HBO’s ‘The Staircase’ Is Respectable Crime Drama At Its Addictive Best
Ever since Big Little Lies became a TV phenomenon, HBO has cleared a lane for well-heeled crime dramas that are addicting as they are ludicrous. Sharp Objects, The Undoing, Mare of Easttown: none of these could plausibly be called art, and if you took away the A-listers involved (the Nicoles, the Kates, the Amys) you might ignore them entirely. But the combination of marquee names, auteur production, and potboiler plotting has proved irresistible. Who doesn’t want a respectable crime story to watch every week?

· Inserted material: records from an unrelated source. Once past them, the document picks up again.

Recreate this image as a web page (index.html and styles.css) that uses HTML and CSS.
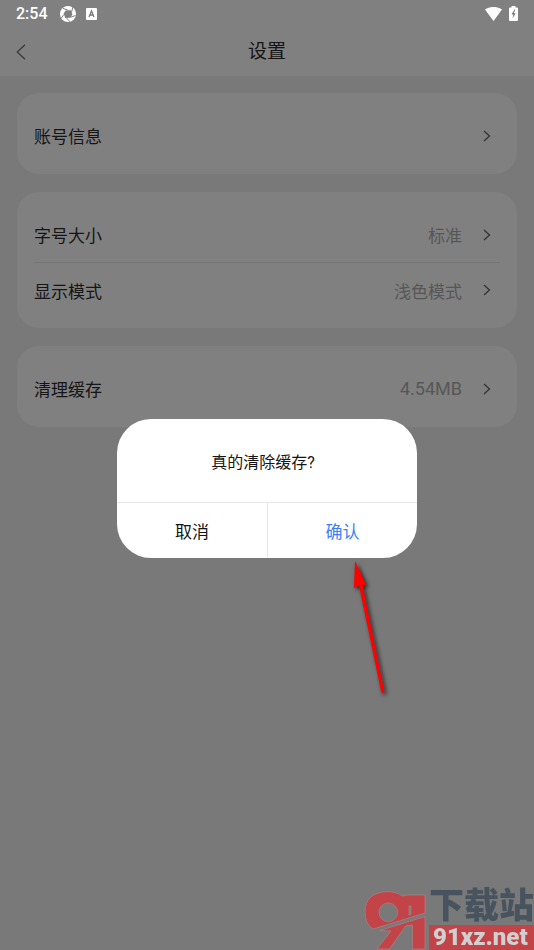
FILE: index.html
```html
<!DOCTYPE html>
<html lang="zh-CN">
<head>
<meta charset="utf-8">
<meta name="viewport" content="width=device-width, initial-scale=1">
<title>设置</title>
<link rel="stylesheet" href="styles.css">
</head>
<body>
<div class="app">
  <header class="top">
    <div class="status">
      <span class="clock">2:54</span>
      <svg class="ico-app" viewBox="0 0 16 16" aria-hidden="true"><circle cx="8" cy="8" r="8" fill="#fff"/><path d="M5.500 4.500 11 4.200 12.300 8.500 10.500 11.800 5.200 12 3.700 7.500Z" fill="#808080"/><path d="M8.500 4.400 2.800 2.300M11.500 6.500 12.800 1.200M10.800 11.200 15.500 9.500M6.500 12 10 15.800M4 8.500 1.200 12.200" stroke="#808080" stroke-width="1"/></svg>
      <svg class="ico-a" viewBox="0 0 11 12" aria-hidden="true"><rect width="11" height="12" rx="1" fill="#fff"/><path d="M3 9 5.500 3 8 9M4 7H7" fill="none" stroke="#777" stroke-width="1.3"/></svg>
      <span class="spacer"></span>
      <svg class="ico-wifi" viewBox="0 0 17 14" aria-hidden="true"><path d="M0 2.600C5-.9 12-.9 17 2.600L8.500 14Z" fill="#fff"/></svg>
      <svg class="ico-bat" viewBox="0 0 9 15" aria-hidden="true"><path d="M2.500 1.500V0h4v1.500H8q1 0 1 1V14q0 1-1 1H1q-1 0-1-1V2.500q0-1 1-1Z" fill="#fff"/><path d="M5.500 3.500 2.500 8.500H4.300L3.500 12.500 6.700 7.300H4.900L6.200 3.500Z" fill="#777"/></svg>
    </div>
    <div class="nav">
      <button class="back" type="button" aria-label="返回"><svg viewBox="0 0 10 16"><path d="M9 .8 1.200 8 9 15.200"/></svg></button>
      <h1>设置</h1>
    </div>
  </header>
  <main class="groups">
    <section class="card">
      <button class="row" type="button"><span>账号信息</span><svg class="chev" viewBox="0 0 8 12"><path d="M1 1 6.500 6 1 11"/></svg></button>
    </section>
    <section class="card">
      <button class="row" type="button"><span>字号大小</span><span class="value">标准</span><svg class="chev" viewBox="0 0 8 12"><path d="M1 1 6.500 6 1 11"/></svg></button>
      <button class="row" type="button"><span>显示模式</span><span class="value">浅色模式</span><svg class="chev" viewBox="0 0 8 12"><path d="M1 1 6.500 6 1 11"/></svg></button>
    </section>
    <section class="card">
      <button class="row" type="button"><span>清理缓存</span><span class="value size">4.54MB</span><svg class="chev" viewBox="0 0 8 12"><path d="M1 1 6.500 6 1 11"/></svg></button>
    </section>
  </main>
</div>

<div class="overlay">
  <div class="dialog" role="alertdialog" aria-modal="true" aria-labelledby="ask">
    <p id="ask">真的清除缓存?</p>
    <div class="actions">
      <button type="button">取消</button>
      <button type="button" class="confirm">确认</button>
    </div>
    <svg class="arrow" viewBox="0 0 60 150" aria-hidden="true"><path d="M16 10 15 37 20 34.500 42.500 142 45.500 141.500 23.500 33.500 27.500 34.500Z"/></svg>
  </div>
</div>

<div class="brand">
  <svg class="mark" viewBox="0 0 64 60" aria-hidden="true">
    <path fill="#c24448" stroke="#a9898a" stroke-width=".6" fill-rule="evenodd" d="M2 22C2 9 10 1.700 25 1.700Q34 1.700 39 6L45 5H62V23L10 39Q2 34 2 22ZM25.300 13A9.300 9.300 0 1 0 25.300 31.600 9.300 9.300 0 1 0 25.300 13ZM46 16V25L48 24.500V16Z"/>
    <path fill="#c24448" stroke="#a9898a" stroke-width=".6" d="M17 40.500 62 26.500V59H49.500V35L42.500 36 26.500 59H14L28 41Z"/>
  </svg>
  <div class="words">
    <span class="cn">下载站</span>
    <span class="url">91xz.net</span>
  </div>
</div>
</body>
</html>
```

FILE: styles.css
```css
* { box-sizing: border-box; }
body {
  margin: 0;
  background: #797979;
  color: #151515;
  font-family: Roboto, "Noto Sans CJK SC", sans-serif;
  font-size: 17px;
}
button { border: 0; padding: 0; background: none; color: inherit; font: inherit; }
svg { display: block; flex: none; }
.top { background: #808080; height: 76px; }
.status { display: flex; align-items: center; height: 27px; padding: 0 16px; color: #fff; }
.clock { font-size: 16px; font-weight: 500; }
.ico-app { width: 16px; height: 16px; margin-left: 12px; }
.ico-a { width: 11px; height: 12px; margin-left: 10px; }
.spacer { flex: 1; }
.ico-wifi { width: 17px; height: 14px; margin-right: 7px; }
.ico-bat { width: 9px; height: 15px; }
.nav { display: grid; grid-template-columns: 40px 1fr 40px; align-items: center; height: 49px; }
.back { justify-self: start; padding: 12px 16px; }
.back svg { width: 10px; height: 16px; fill: none; stroke: #383838; stroke-width: 1.2; }
h1 { margin: 0; text-align: center; font-size: 19px; font-weight: 400; line-height: 28px; }
.groups { display: flex; flex-direction: column; gap: 18px; padding: 17px; }
.card { padding: 15px 17px 11px; border-radius: 22px; background: #808080; }
.row { display: flex; align-items: center; width: 100%; height: 55px; padding-right: 9px; text-align: left; }
.row + .row { border-top: 1px solid #767676; }
.value { margin-left: auto; color: #575757; }
.size { font-size: 18px; }
.chev { width: 8px; height: 12px; margin-left: auto; fill: none; stroke: #333; stroke-width: 1.3; }
.value + .chev { margin-left: 21px; }
.overlay { position: fixed; inset: 0; display: flex; align-items: center; justify-content: center; padding-top: 26px; }
.dialog { position: relative; width: 56.200%; border-radius: 34px; background: #fff; }
.dialog p { margin: 0; padding: 32px 8px 27px 0; text-align: center; font-size: 16px; line-height: 24px; }
.actions { display: grid; grid-template-columns: 1fr 1fr; border-top: 1px solid #e8e8e8; }
.actions button { height: 55px; }
.confirm { border-left: 1px solid #e8e8e8; color: #3b82f6; }
.arrow { position: absolute; left: 74%; top: 132px; width: 60px; height: 150px; overflow: visible; fill: #f00; filter: drop-shadow(2px 2px 2px #222); }
.brand { position: fixed; right: 0; bottom: 0; display: flex; align-items: flex-end; width: 171px; }
.mark { width: 64px; height: 60px; }
.words { flex: 1; margin-left: 2px; }
.cn, .url { display: block; white-space: nowrap; }
.cn { color: #47545f; font-size: 35px; font-weight: 900; line-height: 36px; }
.url { height: 25px; padding-left: 4px; background: #c24448; color: #d0d0d0; font: 900 24px/25px Roboto, sans-serif; }
```
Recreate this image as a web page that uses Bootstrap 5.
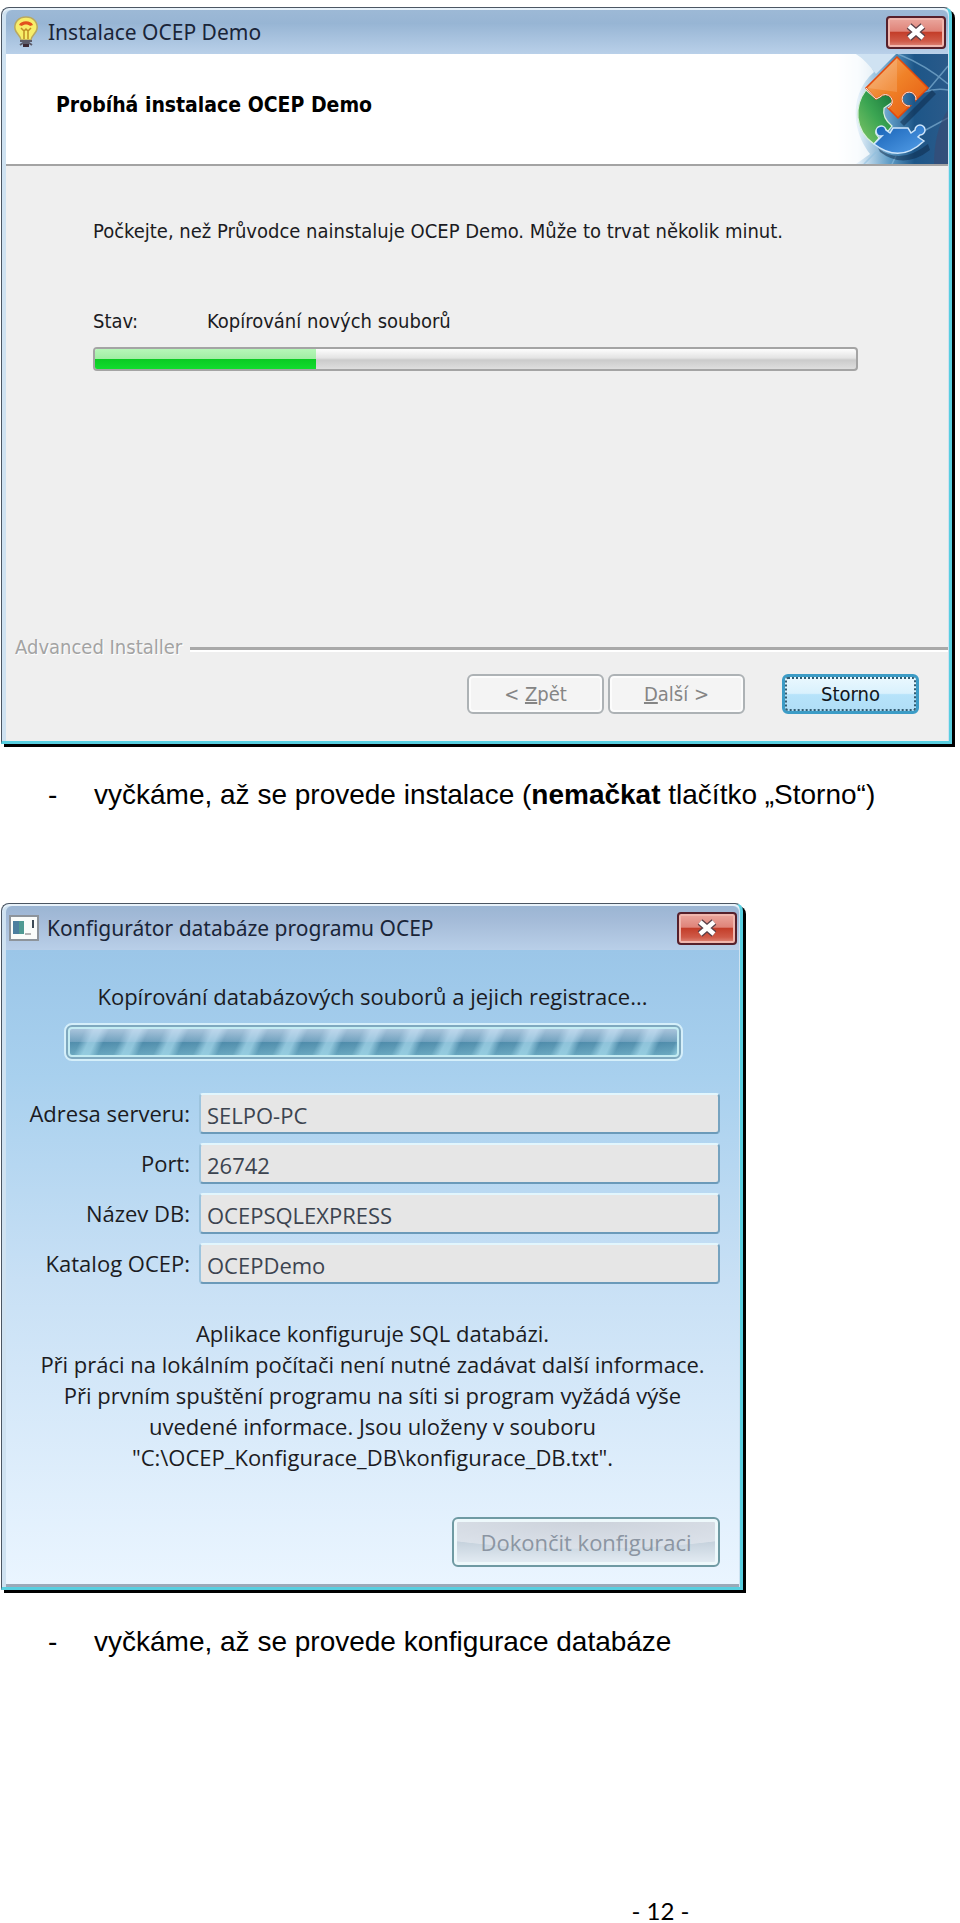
<!DOCTYPE html>
<html lang="cs">
<head>
<meta charset="utf-8">
<meta name="viewport" content="width=device-width, initial-scale=1">
<title>Instalace OCEP Demo</title>
<link rel="stylesheet" href="https://cdn.jsdelivr.net/npm/bootstrap@5.3.0/dist/css/bootstrap.min.css">
<style>
  body { background: #fff; color: #000; font-family: "Liberation Sans", Arial, sans-serif; }
  .sheet { padding: 7px 8px 0 1px; }

  /* Windows 7 style frame */
  .win { font-family: "DejaVu Sans Condensed", "DejaVu Sans", sans-serif; font-size: 20px; line-height: 30px; color: #1b1b22;
    border: 1px solid #4b5663; border-right: 3px solid #58cfe0; border-bottom: 3px solid #58cfe0;
    border-radius: 8px 8px 0 0; box-shadow: 3px 3px 0 #000, inset 0 2px 0 #e8f2fa; padding: 2px 1px 0 4px;
    background: #cfe2f1; }
  .win-config { max-width: 742px; font-family: "Open Sans", sans-serif; font-size: 22px; line-height: 31px; }
  .title-bar { background: linear-gradient(#9db9d6, #97b5d4 30%, #b9d0e9); border-radius: 6px 6px 0 0; height: 44px; padding: 0 2px 0 6px; }
  .win-config .title-bar { padding-left: 3px; background: linear-gradient(#9bb5d3, #a5bcd9 35%, #b9cfe8); }
  .title-text { font-family: "Noto Sans", sans-serif; font-size: 21px; color: #1a2538; }
  .close-btn { width: 60px; height: 33px; padding: 0; border: 2px solid #56202b; border-radius: 4px;
    background: linear-gradient(#eba89f, #df8378 46%, #c33c28 48%, #cf5a48 80%, #e08d80); box-shadow: inset 0 0 0 2px #f0b6ad; }

  .banner { background: #fff; height: 112px; border-bottom: 2px solid #a3a3a3; }
  .banner h1 { font-size: 21px; font-weight: 700; color: #000; padding: 0 0 6px 50px; }
  .install-body { background: #efefef; padding: 50px 0 27px; }
  .install-main { padding: 0 90px 0 87px; }
  .state-row { margin: 60px 0 11px; }
  .state-label { width: 114px; }
  .bar-track { height: 24px; border: 2px solid #a4a4a4; border-radius: 4px;
    background: linear-gradient(#fdfdfd, #e3e3e3 45%, #cbcbcb 55%, #dedede); }
  .bar-done { background: linear-gradient(#b6f7b8, #a0eea4 48%, #0bcb23 52%, #12dc2e); }
  .brand-row { margin: 261px 0 12px; }
  .brand { color: #a3a3a3; text-shadow: 1px 1px 0 #fff; padding-left: 9px; }
  .brand-line { border-top: 3px solid #a9a9a9; border-bottom: 2px solid #fff; height: 5px; margin-top: 5px; }
  .wiz-actions { gap: 4px; padding-right: 29px; }
  .wiz-btn { width: 137px; height: 40px; padding: 0; font-size: 20px; line-height: 28px; border: 2px solid #adb2b5; border-radius: 6px;
    background: #f4f4f4; color: #858585; box-shadow: inset 0 0 0 2px #fcfcfc; }
  .wiz-btn:disabled { color: #858585; border-color: #adb2b5; background: #f4f4f4; opacity: 1; }
  .wiz-default { margin-left: 33px; border: 3px solid #3c9cc6; color: #10161c; background: linear-gradient(#eaf8fe, #d9f1fd 48%, #b6e3fa 52%, #b0def6);
    box-shadow: none; outline: 2px dotted #335b70; outline-offset: -5px; }

  .config-body { background: linear-gradient(#9bc6e8, #a8d0ee 20%, #c8e0f5 52%, #eaf5ff); padding: 31px 19px 17px; border-bottom: 3px solid #9ba9b8; }
  .busy-text { margin-bottom: 11px; }
  .busy-track { height: 38px; margin: 0 37px 0 39px; padding: 2px; border: 2px solid #d5effa; border-radius: 8px; background: #7fa9bf; }
  .busy-stripes { border: 2px solid #c4ecf3; border-radius: 4px;
    background: linear-gradient(rgba(215,225,245,.65), rgba(190,210,235,.3) 48%, transparent 52%, rgba(160,225,235,.3)),
      repeating-linear-gradient(115deg, #4f8cab 0, #5490ae 14px, #8fc3da 22px, #8fc3da 28px, #4f8cab 36px); }
  .config-grid { display: grid; grid-template-columns: 165px 1fr; column-gap: 9px; row-gap: 9px; margin: 32px 0 34px; }
  .config-grid label { text-align: right; line-height: 41px; }
  .field { height: 41px; padding: 3px 6px 0; color: #3c4450; border: 2px solid; border-color: #e2f6fd #76a3c0 #6b9ab9 #9dc4de;
    border-radius: 4px; background: #e6e6e6; width: 100%; }
  .info { margin-bottom: 44px; }
  .finish-btn { width: 268px; height: 50px; padding: 0; font-size: 22px; border: 2px solid #6f9aa3; border-radius: 6px; }
  .finish-btn:disabled { opacity: 1; color: #8b95a2; border-color: #6f9aa3;
    background: radial-gradient(ellipse 75% 65% at 50% 0, #cbd1da, #dbe1e9 98%, transparent 100%), linear-gradient(#c3ced9, #c6d2dd 50%, #e6eef5);
    box-shadow: inset 0 0 0 3px #edf8fb; }

  .note { font-size: 28px; line-height: 40px; padding-left: 47px; margin: 31px 0 88px; }
  .note-last { margin: 32px 0 237px; }
  .dash { width: 46px; }
  .page-no { font-family: Lato, sans-serif; font-size: 24px; line-height: 24px; padding-left: 368px; }
</style>
</head>
<body>
<main class="sheet">

  <section class="win" aria-label="Instalace OCEP Demo">
    <div class="title-bar d-flex align-items-center">
      <svg width="28" height="34" viewBox="0 0 28 34" aria-hidden="true">
        <path d="M14 2C6 2 2 8 3 14c1 5 6 7 6 11h10c0-4 5-6 6-11C26 8 22 2 14 2z" fill="#f7ee6a" stroke="#b9a860" stroke-width="1.5"/>
        <path d="M7 10c2-5 12-5 14 0l-3 1c-2-2-6-2-8 0z" fill="#e2521e"/>
        <path d="M9 13l3 3 2-2 2 2 3-3M12 16v8M16 16v8" fill="none" stroke="#c08d25" stroke-width="1.5"/>
        <path d="M8 26l12 0M8 30l3-2h6l3 2" fill="none" stroke="#5c5c6a" stroke-width="2"/>
        <path d="M11 29h6v3h-6z" fill="#3c2a34"/>
      </svg>
      <span class="title-text ms-2 flex-grow-1">Instalace OCEP Demo</span>
      <button class="btn close-btn d-flex align-items-center justify-content-center" type="button" aria-label="Zavřít">
        <svg width="24" height="18" viewBox="0 0 24 18" aria-hidden="true"><path d="M5 3l14 12M19 3L5 15" stroke="#5a4048" stroke-width="7"/><path d="M5 3l14 12M19 3L5 15" stroke="#fff" stroke-width="4.4"/></svg>
      </button>
    </div>

    <div class="banner d-flex align-items-center justify-content-between">
      <h1 class="m-0">Probíhá instalace OCEP Demo</h1>
      <svg class="align-self-stretch" width="112" height="110" viewBox="0 0 112 110" aria-hidden="true">
        <defs>
          <linearGradient id="sky" x1="0" y1="0" x2="1" y2="0"><stop offset="0" stop-color="#fff"/><stop offset=".2" stop-color="#e4f0f9"/><stop offset=".48" stop-color="#5f9cc6"/><stop offset=".7" stop-color="#1d5688"/><stop offset="1" stop-color="#2a5a8a"/></linearGradient>
          <linearGradient id="org" x1="0" y1="0" x2="1" y2="1"><stop offset="0" stop-color="#f8b57a"/><stop offset=".45" stop-color="#f08228"/><stop offset="1" stop-color="#e4570e"/></linearGradient>
          <linearGradient id="grn" x1="1" y1="0" x2="0" y2="1"><stop offset="0" stop-color="#14703a"/><stop offset=".5" stop-color="#3ba552"/><stop offset="1" stop-color="#85c768"/></linearGradient>
          <linearGradient id="blu" x1="0" y1="0" x2="1" y2="1"><stop offset="0" stop-color="#1560b5"/><stop offset="1" stop-color="#559fe8"/></linearGradient>
        </defs>
        <path d="M0 0h112v110H0z" fill="url(#sky)"/>
        <path d="M0 0h20c10 6 14 10 18 18C24 30 18 48 20 66c2 16 8 26 14 34l-14 10H0z" fill="#fff" opacity=".75"/>
        <path d="M20 0h40L40 20C34 12 28 5 20 0z" fill="#cfe2f2"/>
        <path d="M62 0c20 8 36 18 50 30M92 36l20-24M88 38q12-4 24-2M86 78l26-14M60 102l-4 8M40 98l-12 12" stroke="#8fbfe0" stroke-width="1.5" fill="none" opacity=".6"/>
        <path d="M112 56c-10 14-14 34-14 54h14z" fill="#3a4a72" opacity=".6"/>
        <g transform="translate(2 0)">
          <path d="M62 68L94 36 98 40 66 72zM40 94q22 18 50-4l2 6q-26 20-50 2z" fill="#0c2748" opacity=".5"/>
          <path d="M28 36L36 43 44 40A7 7 0 0 1 56 47L46 54Q44 64 54 72L50 77 45 74A5 5 0 0 0 38 80L41 84 36 90C16 76 16 52 28 36z" fill="url(#grn)" stroke="#d9f0dc" stroke-width="1.2"/>
          <path d="M59 3L90 34 78 46A7 7 0 1 0 72 52L60 64 50 54A7 7 0 1 0 42 43L38 45 28 34z" fill="url(#org)" stroke="#e4480c" stroke-width="1.5"/>
          <path d="M78 46A7 7 0 1 0 72 52M50 54A7 7 0 1 0 42 43L38 45 28 34" fill="none" stroke="#f3eee6" stroke-width="1"/>
          <path d="M59 4v34L30 34z" fill="#fff" opacity=".15"/>
          <path d="M36 90L44 82A5 5 0 1 1 48 76L52 79 55 74H70L73 79 77 76A5 5 0 1 1 82 81L80 83 86 87Q62 110 36 90z" fill="url(#blu)" stroke="#cfe6fb" stroke-width="1.5"/>
        </g>
      </svg>
    </div>

    <div class="install-body">
      <div class="install-main">
        <p class="mb-0">Počkejte, než Průvodce nainstaluje OCEP Demo. Může to trvat několik minut.</p>
        <div class="state-row d-flex"><span class="state-label">Stav:</span><span>Kopírování nových souborů</span></div>
        <div class="progress bar-track" role="progressbar" aria-label="Stav" aria-valuenow="29" aria-valuemin="0" aria-valuemax="100">
          <div class="progress-bar bar-done" style="width:29%"></div>
        </div>
      </div>
      <div class="brand-row d-flex align-items-center">
        <span class="brand">Advanced Installer</span><span class="brand-line flex-grow-1 ms-2"></span>
      </div>
      <div class="wiz-actions d-flex justify-content-end">
        <button class="btn wiz-btn" type="button" disabled>&lt; <u>Z</u>pět</button>
        <button class="btn wiz-btn" type="button" disabled><u>D</u>alší &gt;</button>
        <button class="btn wiz-btn wiz-default" type="button">Storno</button>
      </div>
    </div>
  </section>

  <div class="note d-flex"><span class="dash">-</span><span>vyčkáme, až se provede instalace (<b>nemačkat</b> tlačítko „Storno“)</span></div>

  <section class="win win-config" aria-label="Konfigurátor databáze programu OCEP">
    <div class="title-bar d-flex align-items-center">
      <svg width="30" height="26" viewBox="0 0 30 26" aria-hidden="true">
        <path d="M1 1h28v24H1z" fill="#fafcfa" stroke="#8d949b" stroke-width="2"/>
        <path d="M4 6h11v13H4z" fill="#4f9a92"/><path d="M4 6h6v13H4z" fill="#4c7f9f"/>
        <path d="M24 5v8" stroke="#3d4a55" stroke-width="2"/><path d="M16 19h6" stroke="#b4b4b4" stroke-width="2"/>
      </svg>
      <span class="title-text ms-2 flex-grow-1">Konfigurátor databáze programu OCEP</span>
      <button class="btn close-btn d-flex align-items-center justify-content-center" type="button" aria-label="Zavřít">
        <svg width="24" height="18" viewBox="0 0 24 18" aria-hidden="true"><path d="M5 3l14 12M19 3L5 15" stroke="#5a4048" stroke-width="7"/><path d="M5 3l14 12M19 3L5 15" stroke="#fff" stroke-width="4.4"/></svg>
      </button>
    </div>
    <form class="config-body">
      <p class="busy-text text-center">Kopírování databázových souborů a jejich registrace...</p>
      <div class="busy-track d-flex" role="progressbar" aria-label="Kopírování"><div class="busy-stripes flex-grow-1"></div></div>
      <div class="config-grid">
        <label for="srv">Adresa serveru:</label><input class="field" id="srv" type="text" value="SELPO-PC" readonly>
        <label for="port">Port:</label><input class="field" id="port" type="text" value="26742" readonly>
        <label for="dbn">Název DB:</label><input class="field" id="dbn" type="text" value="OCEPSQLEXPRESS" readonly>
        <label for="cat">Katalog OCEP:</label><input class="field" id="cat" type="text" value="OCEPDemo" readonly>
      </div>
      <p class="info text-center">Aplikace konfiguruje SQL databázi.<br>Při práci na lokálním počítači není nutné zadávat další informace.<br>Při prvním spuštění programu na síti si program vyžádá výše<br>uvedené informace. Jsou uloženy v souboru<br>"C:\OCEP_Konfigurace_DB\konfigurace_DB.txt".</p>
      <div class="d-flex justify-content-end"><button class="btn finish-btn" type="button" disabled>Dokončit konfiguraci</button></div>
    </form>
  </section>

  <div class="note note-last d-flex"><span class="dash">-</span><span>vyčkáme, až se provede konfigurace databáze</span></div>
  <footer class="page-no text-center">- 12 -</footer>
</main>
<script src="https://cdn.jsdelivr.net/npm/bootstrap@5.3.0/dist/js/bootstrap.bundle.min.js"></script>
</body>
</html>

And now comes The Staircase, which shares DNA with the above: A-list cast, interesting director (Antonio Campos, whose film Christine has echoes here), a story that wraps up privilege, legal wrangling and violent death in a handsome eight-part package. But the surprise of The Staircase is how subtle, clever and searching it is, how much better it is than the shows I would put in this lineage, not the least because of its fascinating source material. The Staircase shares a title and subject with the award-winning 2005 television documentary series by Jean-Xavier de Lestrade. That Staircase, which aired on Canal+, the BBC, and the Sundance Channel and now can be found (with its less successful sequel episodes) on Netflix, has become a kind of ur-text of the true crime boom. De Lestrade embedded with the defense team of Michael Peterson, the Durham, North Carolina, writer who was convicted of murdering his wife at the base of his home’s staircase, and his camera followed the case and all of its revelations and hypotheses in exhausting detail. The episodes were deeply bingeable, inconclusive, and controversially sympathetic to Peterson who never stopped proclaiming his innocence, all the way to prison (he was released on an Alford plea of manslaughter in 2017).